Secret constitution amendments

15 02 2017

Readers will recall that the military junta’s “constitution” was sent to a process it described as a “referendum.”

Despite that exercise in (false) legitimacy, the junta then had to withdraw the draft constitution to make changes demanded by King Vajiralongkorn, said to increase his powers.

During the amendment process, the exact changes were kept secret.

The Bangkok Post reports that Deputy Prime Minister Wissanu Krea-ngam has declared that the secret “[a]mendments to the constitution … have been completed…”.

The “handwritten copy of the constitution, in the form of an accordion-style scroll by the Bureau of Royal Scribes and Royal Decorations of the Secretariat of the Cabinet, was also scheduled to be completed today.” Then it is sent to the king for another look at it.
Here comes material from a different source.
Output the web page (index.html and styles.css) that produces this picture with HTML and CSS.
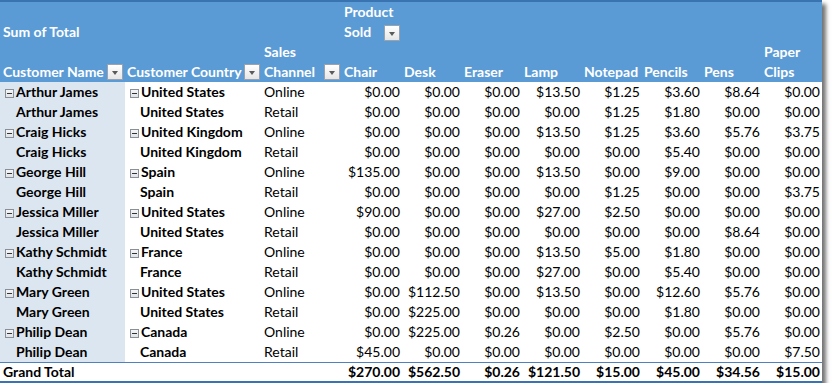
FILE: index.html
```html
<!DOCTYPE html>
<html>
<head>
<meta charset="utf-8">
<link rel="stylesheet" href="styles.css">
</head>
<body>
<div class="sheet">
<table class="pivot">
  <colgroup>
    <col class="c-name"><col class="c-country"><col class="c-channel">
    <col class="c-num"><col class="c-num"><col class="c-num"><col class="c-num">
    <col class="c-num"><col class="c-num"><col class="c-num"><col class="c-num">
  </colgroup>
  <thead>
    <tr class="hrow">
      <th class="h-first">Sum of Total</th>
      <th></th>
      <th></th>
      <th colspan="8" class="h-prod">Product<br>Sold<span class="dd dd-inline"></span></th>
    </tr>
    <tr class="hrow">
      <th class="h-first"><div class="hf"><span>Customer Name</span><span class="dd"></span></div></th>
      <th><div class="hf"><span>Customer Country</span><span class="dd"></span></div></th>
      <th><div class="hf"><span>Sales<br>Channel</span><span class="dd"></span></div></th>
      <th>Chair</th><th>Desk</th><th>Eraser</th><th>Lamp</th>
      <th>Notepad</th><th>Pencils</th><th>Pens</th><th>Paper<br>Clips</th>
    </tr>
  </thead>
  <tbody>
    <tr><td class="nm"><span class="mn"></span>Arthur James</td><td class="ct"><span class="mn"></span>United States</td><td class="ch">Online</td><td>$0.00</td><td>$0.00</td><td>$0.00</td><td>$13.50</td><td>$1.25</td><td>$3.60</td><td>$8.64</td><td>$0.00</td></tr>
    <tr><td class="nm sub">Arthur James</td><td class="ct sub">United States</td><td class="ch">Retail</td><td>$0.00</td><td>$0.00</td><td>$0.00</td><td>$0.00</td><td>$1.25</td><td>$1.80</td><td>$0.00</td><td>$0.00</td></tr>
    <tr><td class="nm"><span class="mn"></span>Craig Hicks</td><td class="ct"><span class="mn"></span>United Kingdom</td><td class="ch">Online</td><td>$0.00</td><td>$0.00</td><td>$0.00</td><td>$13.50</td><td>$1.25</td><td>$3.60</td><td>$5.76</td><td>$3.75</td></tr>
    <tr><td class="nm sub">Craig Hicks</td><td class="ct sub">United Kingdom</td><td class="ch">Retail</td><td>$0.00</td><td>$0.00</td><td>$0.00</td><td>$0.00</td><td>$0.00</td><td>$5.40</td><td>$0.00</td><td>$0.00</td></tr>
    <tr><td class="nm"><span class="mn"></span>George Hill</td><td class="ct"><span class="mn"></span>Spain</td><td class="ch">Online</td><td>$135.00</td><td>$0.00</td><td>$0.00</td><td>$13.50</td><td>$0.00</td><td>$9.00</td><td>$0.00</td><td>$0.00</td></tr>
    <tr><td class="nm sub">George Hill</td><td class="ct sub">Spain</td><td class="ch">Retail</td><td>$0.00</td><td>$0.00</td><td>$0.00</td><td>$0.00</td><td>$1.25</td><td>$0.00</td><td>$0.00</td><td>$3.75</td></tr>
    <tr><td class="nm"><span class="mn"></span>Jessica Miller</td><td class="ct"><span class="mn"></span>United States</td><td class="ch">Online</td><td>$90.00</td><td>$0.00</td><td>$0.00</td><td>$27.00</td><td>$2.50</td><td>$0.00</td><td>$0.00</td><td>$0.00</td></tr>
    <tr><td class="nm sub">Jessica Miller</td><td class="ct sub">United States</td><td class="ch">Retail</td><td>$0.00</td><td>$0.00</td><td>$0.00</td><td>$0.00</td><td>$0.00</td><td>$0.00</td><td>$8.64</td><td>$0.00</td></tr>
    <tr><td class="nm"><span class="mn"></span>Kathy Schmidt</td><td class="ct"><span class="mn"></span>France</td><td class="ch">Online</td><td>$0.00</td><td>$0.00</td><td>$0.00</td><td>$13.50</td><td>$5.00</td><td>$1.80</td><td>$0.00</td><td>$0.00</td></tr>
    <tr><td class="nm sub">Kathy Schmidt</td><td class="ct sub">France</td><td class="ch">Retail</td><td>$0.00</td><td>$0.00</td><td>$0.00</td><td>$27.00</td><td>$0.00</td><td>$5.40</td><td>$0.00</td><td>$0.00</td></tr>
    <tr><td class="nm"><span class="mn"></span>Mary Green</td><td class="ct"><span class="mn"></span>United States</td><td class="ch">Online</td><td>$0.00</td><td>$112.50</td><td>$0.00</td><td>$13.50</td><td>$0.00</td><td>$12.60</td><td>$5.76</td><td>$0.00</td></tr>
    <tr><td class="nm sub">Mary Green</td><td class="ct sub">United States</td><td class="ch">Retail</td><td>$0.00</td><td>$225.00</td><td>$0.00</td><td>$0.00</td><td>$0.00</td><td>$1.80</td><td>$0.00</td><td>$0.00</td></tr>
    <tr><td class="nm"><span class="mn"></span>Philip Dean</td><td class="ct"><span class="mn"></span>Canada</td><td class="ch">Online</td><td>$0.00</td><td>$225.00</td><td>$0.26</td><td>$0.00</td><td>$2.50</td><td>$0.00</td><td>$5.76</td><td>$0.00</td></tr>
    <tr><td class="nm sub">Philip Dean</td><td class="ct sub">Canada</td><td class="ch">Retail</td><td>$45.00</td><td>$0.00</td><td>$0.00</td><td>$0.00</td><td>$0.00</td><td>$0.00</td><td>$0.00</td><td>$7.50</td></tr>
  </tbody>
  <tfoot>
    <tr class="total"><td class="gt">Grand Total</td><td></td><td></td><td>$270.00</td><td>$562.50</td><td>$0.26</td><td>$121.50</td><td>$15.00</td><td>$45.00</td><td>$34.56</td><td>$15.00</td></tr>
  </tfoot>
</table>
</div>
</body>
</html>
```
FILE: styles.css
```css
html, body {
  margin: 0;
  padding: 0;
  background: #ffffff;
}
.sheet {
  width: 822px;
  box-shadow: 4px 4px 4px rgba(0, 0, 0, 0.55);
}
.pivot {
  border-collapse: collapse;
  table-layout: fixed;
  width: 822px;
  font-family: Lato, "Liberation Sans", sans-serif;
  font-size: 14px;
  color: #000;
}
.c-name { width: 125px; }
.c-country { width: 137px; }
.c-channel { width: 80px; }
.c-num { width: 60px; }

.pivot thead {
  background: #5b9bd5;
  border-top: 2px solid #3a74b0;
}
.hrow th {
  height: 40px;
  padding: 0 0 0 2px;
  vertical-align: bottom;
  text-align: left;
  color: #ffffff;
  font-weight: bold;
  line-height: 20px;
  white-space: nowrap;
}
.hrow th.h-first { padding-left: 3px; }
.hf {
  display: flex;
  align-items: flex-end;
  justify-content: space-between;
  padding-right: 2px;
}
.hf .dd { margin-bottom: 2px; }
.dd {
  display: inline-block;
  width: 14px;
  height: 14px;
  border: 1px solid #9aa3ad;
  background: linear-gradient(#ffffff, #e6e6e6);
  position: relative;
  box-sizing: content-box;
}
.dd::after {
  content: "";
  position: absolute;
  left: 4px;
  top: 6px;
  border-left: 3.5px solid transparent;
  border-right: 3.5px solid transparent;
  border-top: 4px solid #5a5a5a;
}
.dd-inline {
  margin-left: 13px;
  vertical-align: -4px;
}

.pivot tbody td,
.pivot tfoot td {
  height: 20px;
  padding: 0 2px 0 0;
  line-height: 20px;
  text-align: right;
  white-space: nowrap;
  overflow: hidden;
}
.pivot tbody td.nm {
  background: #dce6f1;
  text-align: left;
  font-weight: bold;
  padding-left: 5px;
}
.pivot tbody td.ct {
  text-align: left;
  font-weight: bold;
  padding-left: 5px;
}
.pivot tbody td.sub { padding-left: 16px; }
.pivot tbody td.ct.sub { padding-left: 15px; }
.pivot tbody td.ch {
  text-align: left;
  padding-left: 2px;
}
.mn {
  display: inline-block;
  width: 7px;
  height: 7px;
  border: 1px solid #8a8f96;
  background: linear-gradient(#f4f6f8, #dfe3e8);
  position: relative;
  vertical-align: -1px;
  margin-right: 2px;
}
.mn::after {
  content: "";
  position: absolute;
  left: 1px;
  right: 1px;
  top: 3px;
  height: 1px;
  background: #333;
}
.pivot tfoot tr.total {
  border-top: 1px solid #4f81bd;
  border-bottom: 2px solid #3a74b0;
}
.pivot tfoot td {
  height: 18px;
  line-height: 18px;
  font-weight: bold;
}
.pivot tfoot td.gt {
  text-align: left;
  padding-left: 3px;
}
```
The Dictator has not requested an audience with the king, so we can guess that the changes have been made to the “constitution” in a way that will please the king.

We think it is remarkable that the secret amendments will be announced by the palace rather than the junta. Wissanu stated: “The Office of His Majesty’s Principal Private Secretary would disclose the content of the amendments to the public…”.

That seem to us to be something quite novel, even for royalist Thailand.